In initial reports, UN investigators alleged that Syrian intelligence agents, who essentially controlled Lebanon’s security, had played a role in Hariri’s death, a charge Damascus has denied and which has never been publicly substantiated.

Now, almost six years later, Hariri’s son, Saad – who says he is determined to establish the truth behind his father’s assassination – is Lebanon’s prime minister in a far-from-stable government of national unity which includes pro-Syrian Hizbullah.

The implications of such a tinderbox cannot be overestimated, as the leader of Lebanon’s Druze community and veteran political survivor, Walid Jumblatt, told the US assistant secretary for Near Eastern affairs, Jeffrey Feltman, at a face-to-face meeting recently.

“He told me I’m a national leader and should back the tribunal,” Jumblatt recounted to one US newspaper. “I said no, I prefer to be a tribal leader; I’m downgrading.
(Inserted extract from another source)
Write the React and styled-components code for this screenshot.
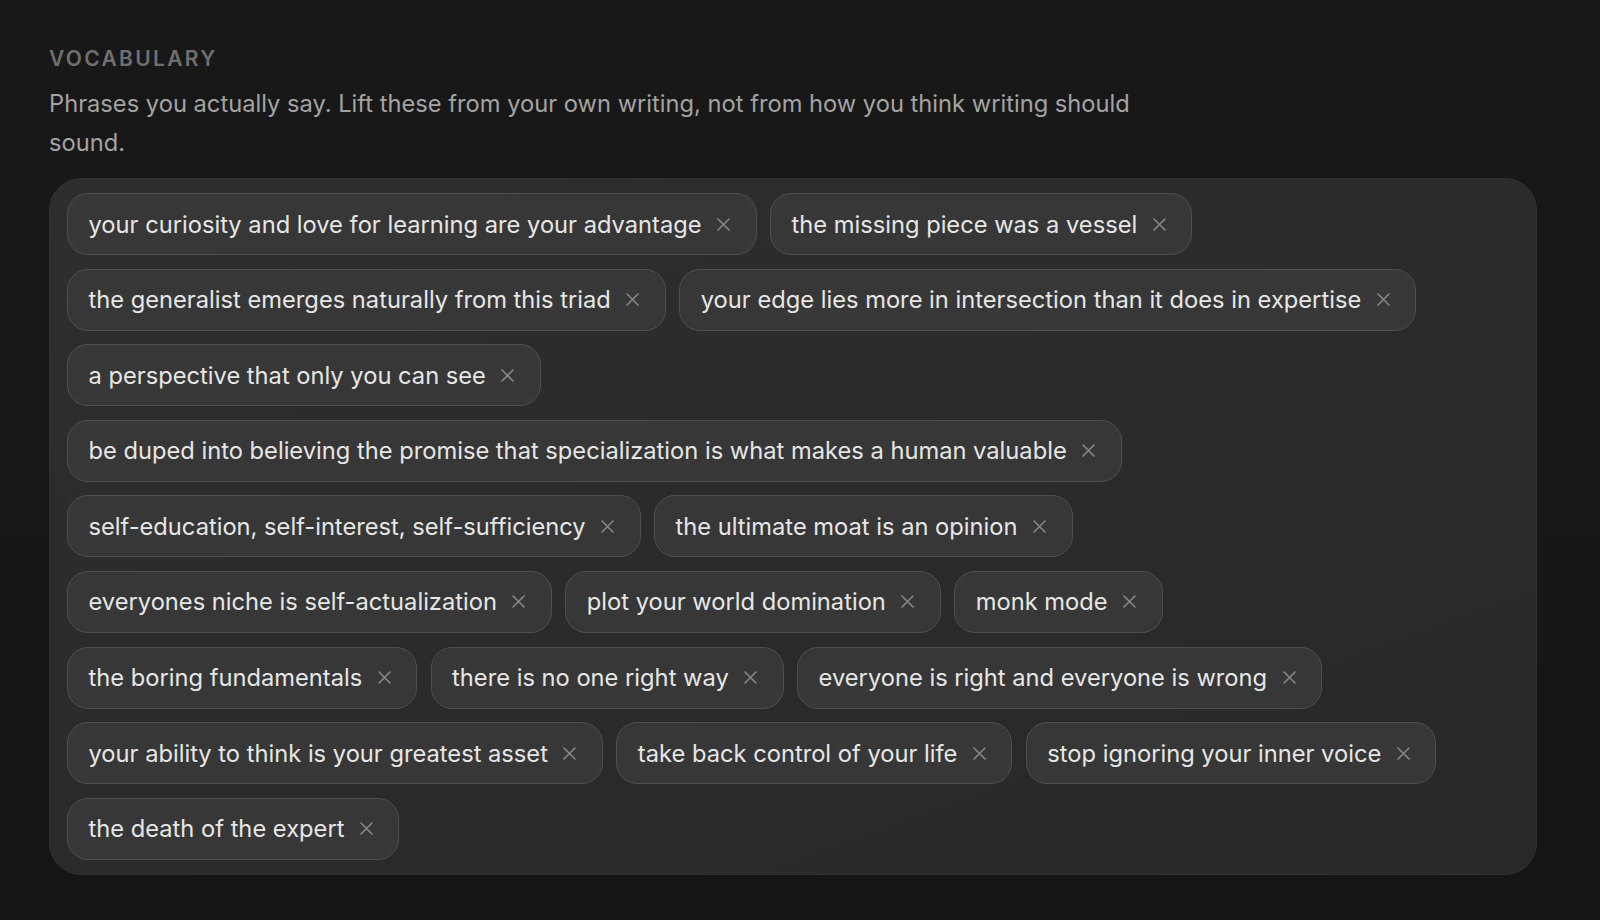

I asked him what the use of tribunal justice is if it leads to slaughter. It is better to drop justice for stability.”

Given such fears, it is not surprising that Lebanon is politically paralysed as Christmas approaches.

Latest reports from Beirut suggest the Hariri indictments may now be delayed until early in January and, according to Iraq’s foreign minister, Hoshyar Zebari, that delay may be linked – in typically Byzantine Middle Eastern fashion – to new, more conciliatory, contacts between the US and Iran about Iran’s nuclear programme.

As to the timeline in The Hague, the newly appointed registrar of the Lebanon tribunal, Herman Von Hebel, says a trial could be held about four to six months after the indictments are issued and would probably take six to 10 weeks.

Unlike other international war crimes courts, the Hariri tribunal does not have its own police force to arrest suspects. However, it does have the power to try suspects in absentia if they elude arrest.

The aim is to prevent the emergence of situations such as that involving former Bosnian Serb commander Gen Ratko Mladic, who remains on the run 15 years after being indicted for genocide.